AO: The work featured here references the formal elements and processes of traditional photography while also incorporating the visual complexity, technology and vocabulary of conceptual and color art photography. In other words, these works are not solely formal, monochromatic photographs, which seldom commands my attention as a curator. I do appreciate color photography influenced by the likes of Eggleston, but for this exhibition I wanted to work with a different type of image.

FP: What does black and white photography evoke for you, and by whom are you influenced as a curator?

AO: Black-and-white photography is often reminiscent of history or evokes feelings of nostalgia. I am not particularly keen on these formal characteristics of black-and-white. In terms of After Color it is exciting and refreshing to work with artists who are making a conscious decision to use black-and-white film to strengthen their ideas as opposed to working with color because it is in vogue.

Jon Feinstein, co-founder and curatorial director of Humble Arts Foundation, has had the most influence on my curatorial practice. After Color was particularly influenced by Charlotte Cotton’s essay, The New Color: The Return of Black-and-White and shaped by many discussions with one of my latest curatorial influences, Michael Bühler-Rose, who also has work in the exhibition.

FP: In the past couple of years, you’ve directed a non-profit, published a book, hosted a booth at two art fairs, participated in an Aperture panel, and operated a gallery. What’s next for amani olu projects?

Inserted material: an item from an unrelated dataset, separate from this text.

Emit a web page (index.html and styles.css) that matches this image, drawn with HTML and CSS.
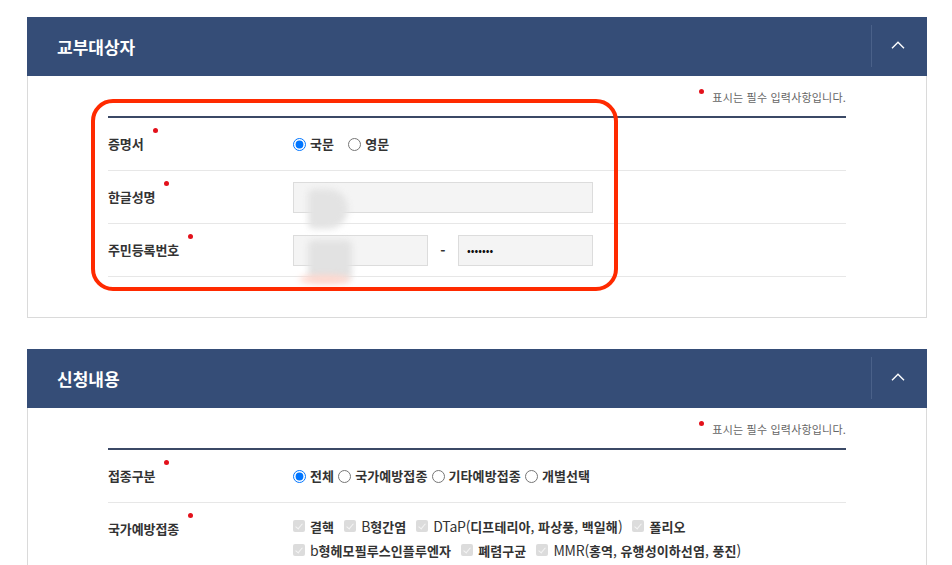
FILE: index.html
```html
<!DOCTYPE html>
<html lang="ko">
<head>
<meta charset="utf-8">
<title>교부대상자</title>
<link rel="stylesheet" href="styles.css">
</head>
<body>
<div class="page">
  <section class="panel panel-first">
    <header class="panel-head">
      <h2 class="panel-title">교부대상자</h2>
      <button class="toggle" type="button" aria-label="접기">
        <svg width="14" height="8" viewBox="0 0 14 8"><path d="M1 7.2 L7 1.2 L13 7.2" fill="none" stroke="#fff" stroke-width="1.4"/></svg>
      </button>
    </header>
    <div class="panel-body">
      <p class="note"><span class="note-dot"></span>표시는 필수 입력사항입니다.</p>
      <div class="form">
        <div class="row">
          <div class="label"><span class="req">증명서</span></div>
          <div class="value">
            <label class="radio gap-wide"><input type="radio" name="cert" checked><span>국문</span></label>
            <label class="radio gap-wide"><input type="radio" name="cert"><span>영문</span></label>
          </div>
        </div>
        <div class="row">
          <div class="label"><span class="req">한글성명</span></div>
          <div class="value masked">
            <input class="field field-long" type="text">
            <span class="blur blur-a"></span>
          </div>
        </div>
        <div class="row">
          <div class="label"><span class="req">주민등록번호</span></div>
          <div class="value masked">
            <input class="field field-short" type="text">
            <span class="dash">-</span>
            <input class="field field-short pw" type="password" value="1234567">
            <span class="blur blur-b"></span>
            <span class="blur blur-c"></span>
          </div>
        </div>
      </div>
    </div>
    <div class="annot"></div>
  </section>

  <section class="panel">
    <header class="panel-head">
      <h2 class="panel-title">신청내용</h2>
      <button class="toggle" type="button" aria-label="접기">
        <svg width="14" height="8" viewBox="0 0 14 8"><path d="M1 7.2 L7 1.2 L13 7.2" fill="none" stroke="#fff" stroke-width="1.4"/></svg>
      </button>
    </header>
    <div class="panel-body">
      <p class="note"><span class="note-dot"></span>표시는 필수 입력사항입니다.</p>
      <div class="form">
        <div class="row">
          <div class="label"><span class="req">접종구분</span></div>
          <div class="value">
            <label class="radio gap-tight"><input type="radio" name="kind" checked><span>전체</span></label>
            <label class="radio gap-tight"><input type="radio" name="kind"><span>국가예방접종</span></label>
            <label class="radio gap-tight"><input type="radio" name="kind"><span>기타예방접종</span></label>
            <label class="radio gap-tight"><input type="radio" name="kind"><span>개별선택</span></label>
          </div>
        </div>
        <div class="row row-top">
          <div class="label label-top"><span class="req">국가예방접종</span></div>
          <div class="value checks">
            <div class="check-line">
              <span class="check"><span class="box"></span><span>결핵</span></span>
              <span class="check"><span class="box"></span><span><span class="lat">B</span>형간염</span></span>
              <span class="check"><span class="box"></span><span><span class="lat">DTaP(</span>디프테리아<span class="lat">,</span> 파상풍<span class="lat">,</span> 백일해<span class="lat">)</span></span></span>
              <span class="check"><span class="box"></span><span>폴리오</span></span>
            </div>
            <div class="check-line">
              <span class="check"><span class="box"></span><span><span class="lat">b</span>형헤모필루스인플루엔자</span></span>
              <span class="check"><span class="box"></span><span>폐렴구균</span></span>
              <span class="check"><span class="box"></span><span><span class="lat">MMR(</span>홍역<span class="lat">,</span> 유행성이하선염<span class="lat">,</span> 풍진<span class="lat">)</span></span></span>
            </div>
          </div>
        </div>
      </div>
    </div>
  </section>
</div>
</body>
</html>
```

FILE: styles.css
```css
* { box-sizing: border-box; }

html, body {
  margin: 0;
  padding: 0;
  background: #fff;
}

body {
  font-family: "Noto Sans CJK KR", "Noto Sans", sans-serif;
  color: #333;
}

.page {
  padding: 17px 25px 0 27px;
}

.panel {
  position: relative;
  width: 900px;
  margin-bottom: 31px;
}

.panel-head {
  height: 59px;
  background: #354d77;
  display: flex;
  align-items: center;
  justify-content: space-between;
}

.panel-title {
  margin: 0;
  padding-left: 30px;
  font-size: 17px;
  font-weight: 700;
  letter-spacing: 0;
  color: #fff;
  line-height: 24px;
}

.toggle {
  width: 56px;
  height: 42px;
  margin-top: -1px;
  border: 0;
  border-left: 1px solid #4a6189;
  background: transparent;
  padding: 0 4px 2px 0;
  display: flex;
  align-items: center;
  justify-content: center;
}

.panel-body {
  border: 1px solid #dadada;
  border-top: 0;
  padding: 13px 80px 40px;
}

.note {
  margin: 0 0 11px;
  text-align: right;
  font-size: 11px;
  line-height: 16px;
  letter-spacing: 0.2px;
  color: #666;
}

.note-dot {
  display: inline-block;
  width: 5px;
  height: 5px;
  border-radius: 50%;
  background: #e3111b;
  margin-right: 8px;
  position: relative;
  top: -8px;
}

.form {
  border-top: 2px solid #3b4966;
}

.row {
  display: grid;
  grid-template-columns: 185px 1fr;
  align-items: center;
  height: 53px;
  border-bottom: 1px solid #e7e7e7;
}

.row-top {
  align-items: start;
  height: auto;
  border-bottom: 0;
  padding-top: 11px;
}

.label {
  font-size: 13px;
  font-weight: 700;
  letter-spacing: -0.1px;
  color: #333;
  line-height: 20px;
}

.label-top {
  padding-top: 5px;
}

.req {
  position: relative;
  display: inline-block;
}

.req::after {
  content: "";
  position: absolute;
  right: -14px;
  top: -6px;
  width: 5px;
  height: 5px;
  border-radius: 50%;
  background: #e3111b;
}

.value {
  display: flex;
  align-items: center;
  font-size: 13px;
  font-weight: 700;
  letter-spacing: 0.1px;
  color: #333;
}

.radio {
  display: inline-flex;
  align-items: center;
  line-height: 20px;
}

.radio input {
  width: 13px;
  height: 13px;
  margin: 0 4px 0 0;
}

.gap-wide { margin-right: 14px; }
.gap-tight { margin-right: 4px; }

.masked {
  position: relative;
}

.field {
  height: 31px;
  background: #f4f4f4;
  border: 1px solid #dcdcdc;
  border-radius: 0;
  padding: 0 8px;
  font-family: inherit;
  outline: none;
}

.field-long { width: 300px; }
.field-short { width: 135px; }

.pw {
  font-size: 11px;
  letter-spacing: 0px;
  color: #111;
  padding-left: 8px;
}

.dash {
  width: 30px;
  text-align: center;
  font-size: 14px;
  font-weight: 700;
  color: #333;
}

.blur {
  position: absolute;
  pointer-events: none;
  filter: blur(3px);
}

.blur-a {
  left: 15px;
  top: 7px;
  width: 40px;
  height: 40px;
  background: #e3e3e3;
  border-radius: 6px 20px 20px 6px;
}

.blur-b {
  left: 15px;
  top: 5px;
  width: 44px;
  height: 40px;
  background: #e2e2e2;
  border-radius: 6px;
}

.blur-c {
  left: 6px;
  top: 40px;
  width: 52px;
  height: 9px;
  background: #ffd6cc;
  border-radius: 50%;
}

.checks {
  display: block;
}

.check-line {
  display: flex;
  align-items: center;
  height: 24px;
}

.check {
  display: inline-flex;
  align-items: center;
  margin-right: 10px;
  white-space: nowrap;
}

.box {
  position: relative;
  width: 12px;
  height: 12px;
  margin-right: 5px;
  background: #dcdcdc;
  border-radius: 2px;
}

.box::after {
  content: "";
  position: absolute;
  left: 4px;
  top: 1.5px;
  width: 3px;
  height: 6px;
  border: solid #f4f4f4;
  border-width: 0 1.5px 1.5px 0;
  transform: rotate(40deg);
}

.lat {
  font-weight: 400;
  font-size: 14px;
  letter-spacing: -0.2px;
}

.annot {
  position: absolute;
  left: 64px;
  top: 82px;
  width: 527px;
  height: 192px;
  border: 4px solid #ff2a00;
  border-radius: 22px;
  pointer-events: none;
}
```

AO: I would like to have the privilege and support to continue to work in a multitude of environments. Currently, I am organizing Young Curators, New Ideas II, a curator-focused group exhibition that opens at P.P.O.W. Gallery on August 6th.  My ongoing/long-term goals are to focus on the artists I represent, situate Humble Arts Foundation in the larger contemporary art world and curate exhibitions in more spaces such as art fairs and museums.

FP: Any advice you’d like to share for the young collector? Names we should keep tabs on?

AO: Every emerging collector I meet I tell them one thing: Love the work you buy, you have to live with it. Then I shamelessly ask them to come to me for all their collector needs, as the artists I represent are a good place to begin a collection.

After Color curated by amani olu runs from July 8 – August 21 at Bose Pacia Gallery (508 West 26th Street, 11th Floor). The opening reception is on Wednesday, July 8th from 6-9 p.m.